First, count variables can’t be below 0. They just don’t make sense. But a normal model has no bounds–any value is possible, so a normal model can produce negative predicted values.
Second, with these variables, variance is often not constant–a basic assumption of ordinary least squares regression. Instead, it goes up with the value of Y.
Another common approach is to categorize the data into two categories–one of the eggs hatched or none did–or more ordered categories–no eggs hatched, 1-2 eggs hatched, 3 or more eggs hatched–then run a Logistic Regression Model. This can work, but it throws away real information and often lowers power.

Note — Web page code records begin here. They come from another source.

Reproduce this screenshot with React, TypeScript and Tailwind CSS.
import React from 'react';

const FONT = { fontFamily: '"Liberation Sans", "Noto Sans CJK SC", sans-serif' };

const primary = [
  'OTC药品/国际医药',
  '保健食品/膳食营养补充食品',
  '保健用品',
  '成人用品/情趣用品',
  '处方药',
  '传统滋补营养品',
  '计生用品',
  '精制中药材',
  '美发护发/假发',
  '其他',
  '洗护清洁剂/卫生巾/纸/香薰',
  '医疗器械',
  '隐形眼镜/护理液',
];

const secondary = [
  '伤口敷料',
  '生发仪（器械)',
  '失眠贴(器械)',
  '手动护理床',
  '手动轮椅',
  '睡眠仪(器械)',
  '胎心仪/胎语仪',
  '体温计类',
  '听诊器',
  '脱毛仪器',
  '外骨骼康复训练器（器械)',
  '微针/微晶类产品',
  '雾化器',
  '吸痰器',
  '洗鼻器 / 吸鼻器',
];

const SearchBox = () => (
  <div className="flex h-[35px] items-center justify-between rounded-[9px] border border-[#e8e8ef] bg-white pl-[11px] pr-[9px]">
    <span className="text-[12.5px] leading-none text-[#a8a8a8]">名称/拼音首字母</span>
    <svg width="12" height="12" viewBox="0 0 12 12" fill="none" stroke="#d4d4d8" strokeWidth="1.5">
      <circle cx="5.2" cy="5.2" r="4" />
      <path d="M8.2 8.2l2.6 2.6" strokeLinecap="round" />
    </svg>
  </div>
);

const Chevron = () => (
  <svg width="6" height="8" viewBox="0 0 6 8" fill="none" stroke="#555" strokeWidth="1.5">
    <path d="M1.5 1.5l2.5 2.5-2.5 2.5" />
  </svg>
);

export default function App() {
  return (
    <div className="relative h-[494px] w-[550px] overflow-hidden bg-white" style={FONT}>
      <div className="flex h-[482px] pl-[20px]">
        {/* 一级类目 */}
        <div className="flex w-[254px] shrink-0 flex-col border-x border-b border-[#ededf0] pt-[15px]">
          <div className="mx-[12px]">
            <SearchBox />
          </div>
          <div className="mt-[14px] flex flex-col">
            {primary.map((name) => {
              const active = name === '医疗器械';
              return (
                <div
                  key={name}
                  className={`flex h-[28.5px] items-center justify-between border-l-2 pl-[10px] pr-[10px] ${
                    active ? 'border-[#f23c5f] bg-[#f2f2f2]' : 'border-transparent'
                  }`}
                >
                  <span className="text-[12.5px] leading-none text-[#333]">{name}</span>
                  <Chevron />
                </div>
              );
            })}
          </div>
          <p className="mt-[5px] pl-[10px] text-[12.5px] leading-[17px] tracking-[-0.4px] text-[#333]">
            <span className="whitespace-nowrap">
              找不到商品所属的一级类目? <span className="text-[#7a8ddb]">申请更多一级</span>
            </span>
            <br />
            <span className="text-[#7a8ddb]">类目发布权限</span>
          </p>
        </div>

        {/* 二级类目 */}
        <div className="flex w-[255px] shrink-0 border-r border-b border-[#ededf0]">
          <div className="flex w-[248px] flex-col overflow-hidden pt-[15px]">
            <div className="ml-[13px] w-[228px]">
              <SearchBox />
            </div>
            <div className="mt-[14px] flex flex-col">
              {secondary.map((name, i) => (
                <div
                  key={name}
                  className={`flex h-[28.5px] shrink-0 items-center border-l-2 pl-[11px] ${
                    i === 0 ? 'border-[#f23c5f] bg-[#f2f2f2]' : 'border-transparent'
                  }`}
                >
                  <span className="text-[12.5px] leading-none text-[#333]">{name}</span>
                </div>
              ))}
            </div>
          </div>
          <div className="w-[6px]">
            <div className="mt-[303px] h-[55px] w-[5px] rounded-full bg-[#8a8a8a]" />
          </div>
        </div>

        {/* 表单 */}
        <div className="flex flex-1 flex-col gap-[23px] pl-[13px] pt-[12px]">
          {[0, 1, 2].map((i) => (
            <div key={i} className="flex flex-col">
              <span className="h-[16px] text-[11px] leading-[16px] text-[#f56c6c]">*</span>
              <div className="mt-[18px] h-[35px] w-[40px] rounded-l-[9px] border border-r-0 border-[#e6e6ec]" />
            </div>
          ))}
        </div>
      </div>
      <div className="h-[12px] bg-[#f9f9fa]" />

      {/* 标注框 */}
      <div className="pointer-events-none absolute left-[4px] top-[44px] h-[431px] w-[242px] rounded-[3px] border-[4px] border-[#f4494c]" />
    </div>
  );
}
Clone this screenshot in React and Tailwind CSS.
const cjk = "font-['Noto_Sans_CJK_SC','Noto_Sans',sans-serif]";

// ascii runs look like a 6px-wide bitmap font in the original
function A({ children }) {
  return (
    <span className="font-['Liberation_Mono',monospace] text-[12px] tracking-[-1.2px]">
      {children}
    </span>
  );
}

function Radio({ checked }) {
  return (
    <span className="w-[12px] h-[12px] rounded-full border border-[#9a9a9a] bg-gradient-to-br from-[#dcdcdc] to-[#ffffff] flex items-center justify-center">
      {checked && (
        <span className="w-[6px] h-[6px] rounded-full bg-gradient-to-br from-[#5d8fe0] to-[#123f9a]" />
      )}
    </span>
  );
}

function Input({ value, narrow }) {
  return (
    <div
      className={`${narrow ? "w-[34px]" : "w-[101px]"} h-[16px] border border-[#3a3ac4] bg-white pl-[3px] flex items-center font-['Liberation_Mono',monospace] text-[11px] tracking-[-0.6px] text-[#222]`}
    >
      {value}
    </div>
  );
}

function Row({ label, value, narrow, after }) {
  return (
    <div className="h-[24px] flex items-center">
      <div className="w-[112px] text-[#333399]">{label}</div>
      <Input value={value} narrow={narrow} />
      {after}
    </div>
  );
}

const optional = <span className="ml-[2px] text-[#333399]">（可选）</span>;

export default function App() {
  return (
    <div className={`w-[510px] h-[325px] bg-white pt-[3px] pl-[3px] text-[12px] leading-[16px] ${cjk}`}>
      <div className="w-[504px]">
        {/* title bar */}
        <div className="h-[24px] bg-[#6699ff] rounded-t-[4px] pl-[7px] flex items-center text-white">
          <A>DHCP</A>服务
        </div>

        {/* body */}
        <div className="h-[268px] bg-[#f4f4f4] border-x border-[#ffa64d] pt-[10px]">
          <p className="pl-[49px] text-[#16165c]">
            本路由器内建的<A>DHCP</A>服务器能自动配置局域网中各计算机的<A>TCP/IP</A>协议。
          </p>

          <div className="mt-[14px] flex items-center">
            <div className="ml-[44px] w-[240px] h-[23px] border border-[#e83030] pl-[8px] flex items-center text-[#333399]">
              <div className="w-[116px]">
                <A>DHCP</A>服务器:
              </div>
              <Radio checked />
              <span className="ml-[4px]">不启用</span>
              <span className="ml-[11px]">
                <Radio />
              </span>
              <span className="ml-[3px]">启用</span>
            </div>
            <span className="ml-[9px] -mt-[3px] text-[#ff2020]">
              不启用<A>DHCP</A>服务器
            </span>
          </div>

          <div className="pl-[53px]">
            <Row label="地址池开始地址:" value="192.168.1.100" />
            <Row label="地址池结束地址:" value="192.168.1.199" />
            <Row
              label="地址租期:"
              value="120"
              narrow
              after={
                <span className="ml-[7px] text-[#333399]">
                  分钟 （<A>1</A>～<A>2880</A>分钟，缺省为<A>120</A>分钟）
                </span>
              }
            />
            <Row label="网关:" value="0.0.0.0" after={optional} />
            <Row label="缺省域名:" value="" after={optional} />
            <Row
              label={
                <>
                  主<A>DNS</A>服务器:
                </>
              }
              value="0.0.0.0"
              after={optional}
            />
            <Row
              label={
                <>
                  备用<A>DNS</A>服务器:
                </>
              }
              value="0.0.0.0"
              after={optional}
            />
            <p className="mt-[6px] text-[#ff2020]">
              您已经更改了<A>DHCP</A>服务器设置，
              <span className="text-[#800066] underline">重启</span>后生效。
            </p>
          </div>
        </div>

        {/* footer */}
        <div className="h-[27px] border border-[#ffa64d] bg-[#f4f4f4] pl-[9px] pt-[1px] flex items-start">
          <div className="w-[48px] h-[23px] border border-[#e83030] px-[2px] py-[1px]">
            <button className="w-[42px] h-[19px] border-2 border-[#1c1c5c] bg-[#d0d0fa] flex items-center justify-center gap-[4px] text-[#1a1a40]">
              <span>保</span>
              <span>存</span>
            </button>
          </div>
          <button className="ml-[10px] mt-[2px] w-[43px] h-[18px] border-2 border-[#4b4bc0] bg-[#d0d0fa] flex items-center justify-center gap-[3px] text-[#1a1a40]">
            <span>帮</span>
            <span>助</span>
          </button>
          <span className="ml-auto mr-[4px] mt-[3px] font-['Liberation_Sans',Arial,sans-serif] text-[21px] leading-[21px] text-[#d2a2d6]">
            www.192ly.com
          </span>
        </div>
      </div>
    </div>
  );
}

As it happens, Count variables often follow a Poisson distribution, and can therefore be used in a Poisson Regression Model. Poisson Regression Models are similar to Logistic Regression in many ways–they both use Maximum Likelihood Estimation, they both require a transformation of the dependent variable. Anyone familiar with Logistic Regression will find the leap to Poisson Regression easy to handle.
There are a few issues to keep in mind, though.
1. The link function (the transformation of Y) is the natural log. So all parameter estimates are on the log scale and need to be transformed for interpretation.
2. It is often necessary to include an exposure or offset parameter in the model to account for the amount of risk each individual had to the event. A clutch with more eggs will have more opportunity for chicks to hatch.
3. One assumption of Poisson Models is that the mean and the variance are equal, but this assumption is often violated. This can be dealt with by using a dispersion parameter if the difference is small or a negative binomial regression model if the difference is large.
4. Sometimes there are many, many more zeros than even a Poisson Model would indicate. This generally means there are two processes going on–there is some threshold that needs to be crossed before an event can occur. A Zero Inflated Poisson Model is a mixture model that simultaneously estimates the probability of crossing the threshold, and once crossed, how many events occur.